Altın talebi, enflasyon ve Türkiye’de yatırımcı eğilimi

Altının ons fiyatındaki sert yükseliş, sadece küresel pi­yasalarda değil, Türkiye’de de bireysel yatırımcı davra­nışlarını etkiliyor. 2024 yılı sonundan bu yana yastık altı altın talebi artarken, rafine­rilere gelen fiziki dönüşüm başvuruları %25 yükseldi. Gram altın 4.180 TL seviye­sini aşarken, yılbaşından bu yana %40’ı bulan prim yap­mış oldu. Kuyumcularda li­kidite daralması gözlenmek­te. Bu da alış/satış arasındaki marjın açılmasına yol açıyor. Bu eğilim cari açık üzerinde baskı yaratabileceği gibi, enf­lasyon beklentilerini de etki­leyebilir. Öte yandan altın re­zervlerinin artırılması, TC­MB’nin rezerv politikasına da destek sunuyor.

Türkiye ne yapmalı? 3 maddede yol haritası

1- Güven Telkin Eden Pa­ra Politikası, TL’ye En Büyük Destek: TL’nin güçlü kalması için para politikasın­da şeffaflık ve tutarlılık şart. TCMB’nin faiz artışı, bu bağ­lamda önemli bir eşiği temsil ediyor.

2- Sermaye Girişleri İçin Yeni Fırsat Kapı­sı: ABD tahvillerinden kaçan sermaye, Türkiye gibi gelişen piyasalara yöneliyor. Yapısal reform sinyalleri bu yönelimi güçlendirebilir.

3- Altın ve Döviz Denge­si: Altın ithalatı ve dö­viz talebi arasında denge ku­rulmalı. Kambiyo politikaları bu anlamda kritik.
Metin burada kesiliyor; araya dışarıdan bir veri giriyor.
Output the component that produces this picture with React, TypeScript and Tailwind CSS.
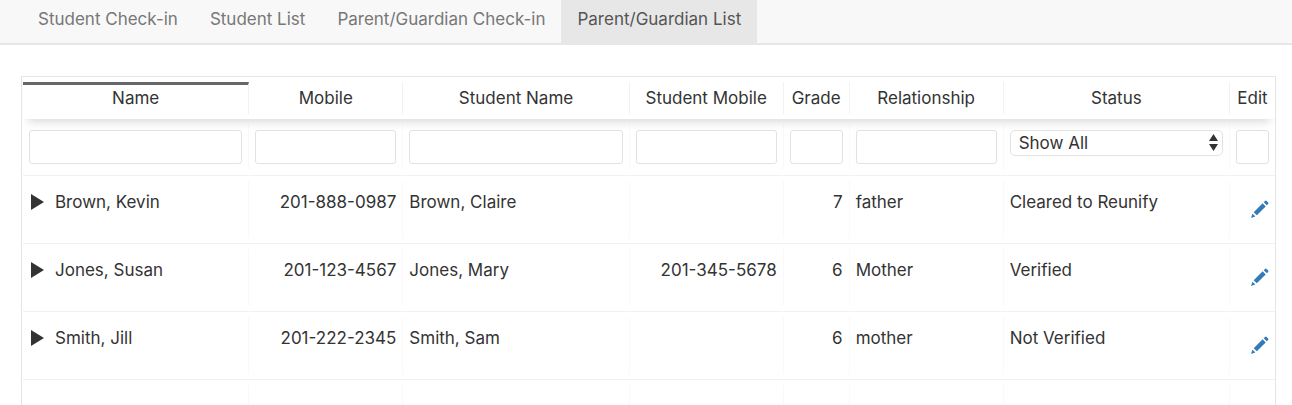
import { useState } from 'react';
import clsx from 'clsx';

type Guardian = {
  name: string;
  mobile: string;
  studentName: string;
  studentMobile: string;
  grade: string;
  relationship: string;
  status: string;
};

const tabs = ['Student Check-in', 'Student List', 'Parent/Guardian Check-in', 'Parent/Guardian List'];

const columns = [
  { label: 'Name', width: '' },
  { label: 'Mobile', width: 'w-[154px]' },
  { label: 'Student Name', width: '' },
  { label: 'Student Mobile', width: 'w-[154px]' },
  { label: 'Grade', width: 'w-[66px]' },
  { label: 'Relationship', width: 'w-[154px]' },
  { label: 'Status', width: '' },
  { label: 'Edit', width: 'w-[45px]' },
];

const guardians: Guardian[] = [
  { name: 'Brown, Kevin', mobile: '201-888-0987', studentName: 'Brown, Claire', studentMobile: '', grade: '7', relationship: 'father', status: 'Cleared to Reunify' },
  { name: 'Jones, Susan', mobile: '201-123-4567', studentName: 'Jones, Mary', studentMobile: '201-345-5678', grade: '6', relationship: 'Mother', status: 'Verified' },
  { name: 'Smith, Jill', mobile: '201-222-2345', studentName: 'Smith, Sam', studentMobile: '', grade: '6', relationship: 'mother', status: 'Not Verified' },
];

const PencilIcon = () => (
  <svg viewBox="0 0 18 18" className="size-[18px]" fill="currentColor" aria-hidden="true">
    <path d="M0 18 1.5 13.7 4.3 16.5Z" />
    <path d="M2.7 12.2 11.6 3.3 14.7 6.4 5.8 15.3Z" />
    <path d="M12.7 2.2 14 .9Q14.8.1 15.6.9L17.1 2.4Q17.9 3.2 17.1 4L15.8 5.3Z" />
  </svg>
);

const BodyCell = ({ children, right, last }: { children?: React.ReactNode; right?: boolean; last?: boolean }) => (
  <td className="border-b border-[#f2f2f2] px-0 py-[5px] align-top">
    <div
      className={clsx(
        'h-[57px] px-1.5 pt-[9px] leading-6 whitespace-nowrap',
        right && 'text-right',
        !last && 'border-r border-[#f9f9f9]'
      )}
    >
      {children}
    </div>
  </td>
);

const App = () => {
  const [active, setActive] = useState('Parent/Guardian List');

  return (
    <div className="flex h-screen flex-col overflow-hidden bg-white font-['Inter',sans-serif] text-[17px] text-[#333]">
      <nav className="flex border-b-2 border-[#e7e7e7] bg-[#f8f8f8] pl-[22px]">
        {tabs.map((tab) => (
          <button
            key={tab}
            type="button"
            onClick={() => setActive(tab)}
            className={clsx(
              'h-[43px] px-4 pb-1.5 leading-6',
              tab === active ? 'bg-[#e7e7e7] text-[#555]' : 'text-[#777]'
            )}
          >
            {tab}
          </button>
        ))}
      </nav>

      <main className="mt-[31px] mr-4 ml-[21px] min-h-0 flex-1 overflow-hidden border-x border-t border-[#e5e5e5] pl-px">
        <table className="w-full table-fixed border-separate border-spacing-0">
          <thead className="relative shadow-[0_8px_10px_-5px_rgba(0,0,0,0.15)]">
            <tr>
              {columns.map((col, i) => (
                <th key={col.label} scope="col" className={clsx('px-0 py-[5px] font-normal', col.width)}>
                  <div
                    className={clsx(
                      'h-8 text-center leading-6 whitespace-nowrap',
                      i === 0 ? 'border-t-3 border-t-[#666] pt-px' : 'pt-1',
                      i < columns.length - 1 && 'border-r border-r-[#f2f2f2]'
                    )}
                  >
                    {col.label}
                  </div>
                </th>
              ))}
            </tr>
          </thead>
          <tbody>
            <tr>
              {columns.map((col, i) => (
                <td key={col.label} className="border-b border-[#f2f2f2] px-0 py-[5px]">
                  <div className={clsx('h-[46px] px-1.5 pt-1.5', i < columns.length - 1 && 'border-r border-[#f9f9f9]')}>
                    {col.label === 'Status' ? (
                      <div className="relative">
                        <select
                          aria-label="Filter Status"
                          className="block h-[26px] w-full appearance-none rounded-[5px] border border-[#e2e2e2] bg-white px-2"
                        >
                          <option>Show All</option>
                          <option>Verified</option>
                          <option>Not Verified</option>
                          <option>Cleared to Reunify</option>
                        </select>
                        <svg
                          viewBox="0 0 9 17"
                          className="pointer-events-none absolute top-1 right-[5px] h-[17px] w-[9px]"
                          fill="#333"
                          aria-hidden="true"
                        >
                          <path d="M4.5 0 9 7H0ZM0 10H9L4.5 17Z" />
                        </svg>
                      </div>
                    ) : (
                      <input
                        type="text"
                        aria-label={`Filter ${col.label}`}
                        className="block h-[34px] w-full rounded-[3px] border border-[#e2e2e2] bg-white px-2"
                      />
                    )}
                  </div>
                </td>
              ))}
            </tr>
            {guardians.map((g) => (
              <tr key={g.name}>
                <BodyCell>
                  <div className="flex items-center">
                    <button type="button" aria-label={`Expand ${g.name}`} className="mr-[11px] ml-0.5">
                      <svg viewBox="0 0 13 16" className="h-4 w-[13px]" fill="#333" aria-hidden="true">
                        <path d="M0 0 13 8 0 16Z" />
                      </svg>
                    </button>
                    {g.name}
                  </div>
                </BodyCell>
                <BodyCell right>{g.mobile}</BodyCell>
                <BodyCell>{g.studentName}</BodyCell>
                <BodyCell right>{g.studentMobile}</BodyCell>
                <BodyCell right>{g.grade}</BodyCell>
                <BodyCell>{g.relationship}</BodyCell>
                <BodyCell>{g.status}</BodyCell>
                <BodyCell last>
                  <a href="#edit" aria-label={`Edit ${g.name}`} className="flex justify-end pt-2.5 text-[#337ab7]">
                    <PencilIcon />
                  </a>
                </BodyCell>
              </tr>
            ))}
            <tr>
              {columns.map((col, i) => (
                <BodyCell key={col.label} last={i === columns.length - 1} />
              ))}
            </tr>
          </tbody>
        </table>
      </main>
    </div>
  );
};

export default App;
Ders: Kurumlar sarsılırsa, piyasa cevap verir

Dünyanın en büyük ekono­misi olan ABD’de bile mer­kez bankası bağımsızlığı sor­gulanırsa, yatırımcı cevabını hemen verir: dolardan kaçar, altına sığınır. Türkiye bu ger­çeği 2018 ve 2020 yıllarında yaşamıştı. Bugün ise piyasa­lara güven telkin eden, tutar­lı ve öngörülebilir bir Merkez Bankası profili çizme şansı mevcut. Bu fırsat iyi kullanıl­malı.

Son söz: Bu fırtına yıkıcı değilse, yapıcı olabilir

Trump’ın söylemleri, Powell üzerindeki baskılar ve merkez bankası bağımsız­lığını tehdit eden her girişim, aslında dünyaya aynı şeyi ha­tırlatıyor: Kurumsal istik­rar, parasal gücün temelidir. Türkiye bu denklemde ar­tık sadece izleyen değil, doğ­ru politika hamleleriyle yön veren bir aktör olabilir. Ni­san 2025’te atılan adım, bu yönde önemli bir eşiği temsil ediyor.